▶ **DATA SHOWN**

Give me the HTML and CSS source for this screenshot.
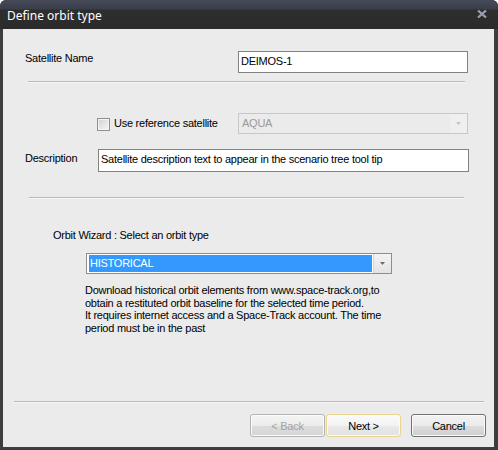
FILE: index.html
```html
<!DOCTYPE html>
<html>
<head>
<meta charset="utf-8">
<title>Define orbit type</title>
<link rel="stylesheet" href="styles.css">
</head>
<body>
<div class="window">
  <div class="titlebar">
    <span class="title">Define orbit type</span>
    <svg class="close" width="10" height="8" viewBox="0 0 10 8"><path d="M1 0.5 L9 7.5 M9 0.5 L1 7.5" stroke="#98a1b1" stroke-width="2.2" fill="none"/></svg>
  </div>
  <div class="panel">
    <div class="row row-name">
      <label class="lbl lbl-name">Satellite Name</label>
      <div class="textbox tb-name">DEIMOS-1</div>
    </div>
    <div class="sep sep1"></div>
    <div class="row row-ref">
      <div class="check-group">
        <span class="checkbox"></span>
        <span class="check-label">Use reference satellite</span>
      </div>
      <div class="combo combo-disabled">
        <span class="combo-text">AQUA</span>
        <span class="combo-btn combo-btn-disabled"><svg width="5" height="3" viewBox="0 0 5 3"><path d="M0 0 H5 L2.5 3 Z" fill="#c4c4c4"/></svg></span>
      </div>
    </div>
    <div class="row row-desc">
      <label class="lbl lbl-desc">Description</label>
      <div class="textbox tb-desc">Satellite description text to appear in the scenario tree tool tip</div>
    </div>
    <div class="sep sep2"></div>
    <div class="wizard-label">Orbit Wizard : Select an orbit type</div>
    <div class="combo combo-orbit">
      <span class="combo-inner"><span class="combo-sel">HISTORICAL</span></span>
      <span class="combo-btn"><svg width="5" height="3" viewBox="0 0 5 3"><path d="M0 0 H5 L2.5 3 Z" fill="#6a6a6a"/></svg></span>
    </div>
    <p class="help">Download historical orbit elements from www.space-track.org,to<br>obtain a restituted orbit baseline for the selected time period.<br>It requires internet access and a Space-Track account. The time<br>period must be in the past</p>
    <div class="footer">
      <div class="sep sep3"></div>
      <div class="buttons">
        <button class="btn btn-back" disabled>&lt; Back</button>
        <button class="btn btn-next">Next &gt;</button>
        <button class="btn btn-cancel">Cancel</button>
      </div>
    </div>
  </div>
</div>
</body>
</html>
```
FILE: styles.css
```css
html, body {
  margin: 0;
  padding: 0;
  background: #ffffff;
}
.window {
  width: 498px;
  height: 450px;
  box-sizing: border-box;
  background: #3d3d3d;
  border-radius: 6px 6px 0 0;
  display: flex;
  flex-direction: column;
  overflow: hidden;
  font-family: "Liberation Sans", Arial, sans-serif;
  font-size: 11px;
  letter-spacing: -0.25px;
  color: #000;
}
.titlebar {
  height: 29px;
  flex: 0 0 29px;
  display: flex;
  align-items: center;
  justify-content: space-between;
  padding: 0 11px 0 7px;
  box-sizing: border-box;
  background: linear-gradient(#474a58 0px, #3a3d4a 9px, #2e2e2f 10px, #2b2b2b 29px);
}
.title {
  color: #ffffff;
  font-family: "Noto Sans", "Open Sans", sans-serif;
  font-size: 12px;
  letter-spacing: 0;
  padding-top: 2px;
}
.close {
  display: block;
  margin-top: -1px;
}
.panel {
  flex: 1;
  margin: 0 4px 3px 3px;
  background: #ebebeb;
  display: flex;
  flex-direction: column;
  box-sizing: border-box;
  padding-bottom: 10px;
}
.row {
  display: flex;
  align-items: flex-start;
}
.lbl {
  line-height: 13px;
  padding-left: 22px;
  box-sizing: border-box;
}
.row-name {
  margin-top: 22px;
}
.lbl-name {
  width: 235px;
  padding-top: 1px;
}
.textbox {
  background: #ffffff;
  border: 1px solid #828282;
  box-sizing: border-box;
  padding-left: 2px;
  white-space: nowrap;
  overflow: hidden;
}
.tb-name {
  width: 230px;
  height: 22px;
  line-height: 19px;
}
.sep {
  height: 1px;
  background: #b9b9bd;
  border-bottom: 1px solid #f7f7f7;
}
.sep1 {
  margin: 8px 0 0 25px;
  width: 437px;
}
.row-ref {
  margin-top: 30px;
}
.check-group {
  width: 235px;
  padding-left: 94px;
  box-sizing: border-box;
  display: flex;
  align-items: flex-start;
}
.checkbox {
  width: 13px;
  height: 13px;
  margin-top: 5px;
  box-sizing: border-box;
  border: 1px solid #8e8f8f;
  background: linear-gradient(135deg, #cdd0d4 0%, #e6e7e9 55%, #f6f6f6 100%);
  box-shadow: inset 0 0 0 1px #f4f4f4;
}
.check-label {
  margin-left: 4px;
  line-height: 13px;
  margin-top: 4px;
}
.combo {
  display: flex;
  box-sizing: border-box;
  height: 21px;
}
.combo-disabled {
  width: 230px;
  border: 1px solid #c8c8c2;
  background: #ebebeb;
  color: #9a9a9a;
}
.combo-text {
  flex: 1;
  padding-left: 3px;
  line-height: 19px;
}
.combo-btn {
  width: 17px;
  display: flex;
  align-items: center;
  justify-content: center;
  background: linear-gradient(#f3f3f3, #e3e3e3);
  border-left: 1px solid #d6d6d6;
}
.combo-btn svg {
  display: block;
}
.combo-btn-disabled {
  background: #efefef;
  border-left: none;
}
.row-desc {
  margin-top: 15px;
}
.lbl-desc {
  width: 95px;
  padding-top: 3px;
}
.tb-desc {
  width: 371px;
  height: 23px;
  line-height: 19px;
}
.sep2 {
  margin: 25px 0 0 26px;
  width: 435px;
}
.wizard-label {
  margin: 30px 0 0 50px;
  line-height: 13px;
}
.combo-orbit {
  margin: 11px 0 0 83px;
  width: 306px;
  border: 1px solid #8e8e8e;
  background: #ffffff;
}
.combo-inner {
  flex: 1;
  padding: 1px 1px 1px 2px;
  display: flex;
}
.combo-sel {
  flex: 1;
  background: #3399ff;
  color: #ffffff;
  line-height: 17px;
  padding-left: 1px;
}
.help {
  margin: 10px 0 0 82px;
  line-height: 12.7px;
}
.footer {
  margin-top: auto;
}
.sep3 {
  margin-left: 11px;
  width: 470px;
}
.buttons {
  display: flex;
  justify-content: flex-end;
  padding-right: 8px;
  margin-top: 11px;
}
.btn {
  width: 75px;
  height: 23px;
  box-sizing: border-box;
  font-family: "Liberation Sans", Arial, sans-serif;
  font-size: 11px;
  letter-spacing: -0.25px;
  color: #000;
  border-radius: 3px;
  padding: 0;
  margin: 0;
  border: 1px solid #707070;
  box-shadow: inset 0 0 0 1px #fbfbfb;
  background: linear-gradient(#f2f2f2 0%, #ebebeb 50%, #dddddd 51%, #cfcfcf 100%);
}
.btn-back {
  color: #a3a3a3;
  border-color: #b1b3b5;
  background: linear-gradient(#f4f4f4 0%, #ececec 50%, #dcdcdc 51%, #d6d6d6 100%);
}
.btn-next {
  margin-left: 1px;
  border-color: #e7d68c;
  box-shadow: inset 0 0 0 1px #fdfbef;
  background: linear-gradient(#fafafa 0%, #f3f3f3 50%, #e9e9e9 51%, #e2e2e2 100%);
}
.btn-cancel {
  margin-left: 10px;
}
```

* * *

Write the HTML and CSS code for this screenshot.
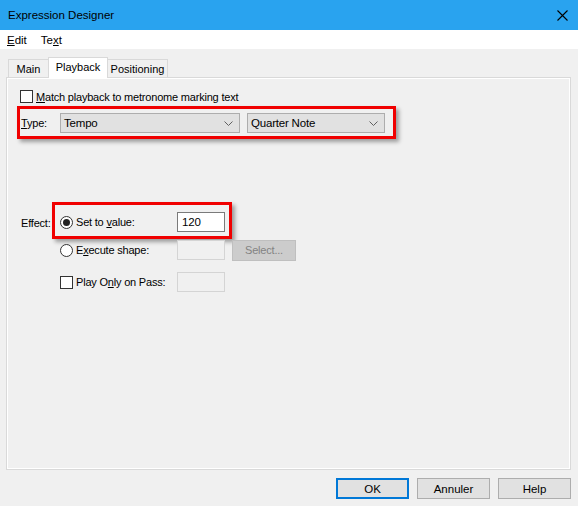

▶ **EXERCISE GOAL**
In the entries above, find every line holding the word "screenshot" and copy it out.

▶ **OUTPUT OF THE EXERCISE**
Give me the HTML and CSS source for this screenshot.
Write the HTML and CSS code for this screenshot.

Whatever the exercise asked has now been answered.